Project: Tudor House
Architects: Joeb Moore & Partners Architects
Location: Westchester, New York
Photo Credits: David Sundberg / ESTO, Dorothy Hong
The restoration project and spatial extension of this Tudor-style residence from Rye, New York, was developed by Joeb Moore & Partners Architects. The addition responds to the key parameters of the existent house and it tries to maximize the use of the habitable site. Also, it was taken into account the preserving of the nature and history of the house in its context of neighborhood.
The addition of a simple rectangular building body is designed to contrast and compliment the original Tudor House. A glass stairway in makes the transition between Tudor house and the new rectangular body, emphasizing the contrast between the old stone wall and new white wall. The new body of the house is covered in black cedar plank, being compatible from this point of view with the old house which has in turn black cedar beams. The rectangular shape is extended with a spacious terrace equipped with fireplace and a small kitchen. The unified design of the new residence provides a symbiotic relationship between traditional and modern, between old and new.

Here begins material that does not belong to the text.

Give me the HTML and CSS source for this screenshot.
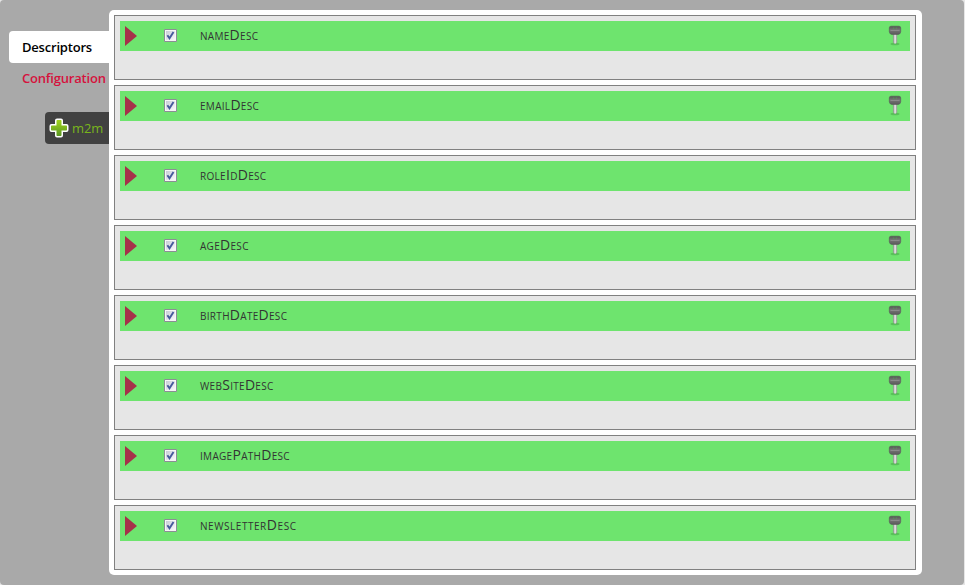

The addition is wrapped in a dark, charcoal-stained cedar skin, mimicking the colors found on the existing façade. The wood timber transforms into wood skin that wraps the new addition in a moiré enclosure system that reinterprets the white stucco and dark wood timber of the New England Tudor Style. The skin striates to reveal a glass enclosure and allows light into the interior rooms. The perceptual effect of oscillations between exterior monolithic form (platonic box) and wood siding/planking as an abstract striation allows the addition to move back and forth between autonomous/porous and related to its progenitor (the existing house). By carving into the rectangular box, we define the key spatial concept for the new house, which include the addition of a family and mudroom on the first floor, as well as a master bedroom suite on the second floor. The glass stairwell built between the existing house and the addition creates a transitional “white space,” allowing natural light to filter through to the rooms on each side. The new wood, steel, and glass stair was hung from the existing house’s chimney, which creates a sectional void, offering moments of visual and spatial connectivity within and beyond to the landscape. Through a series of elegant yet poignant disjunctions between light and space, the design is unified in a symbiotic relationship between old and new.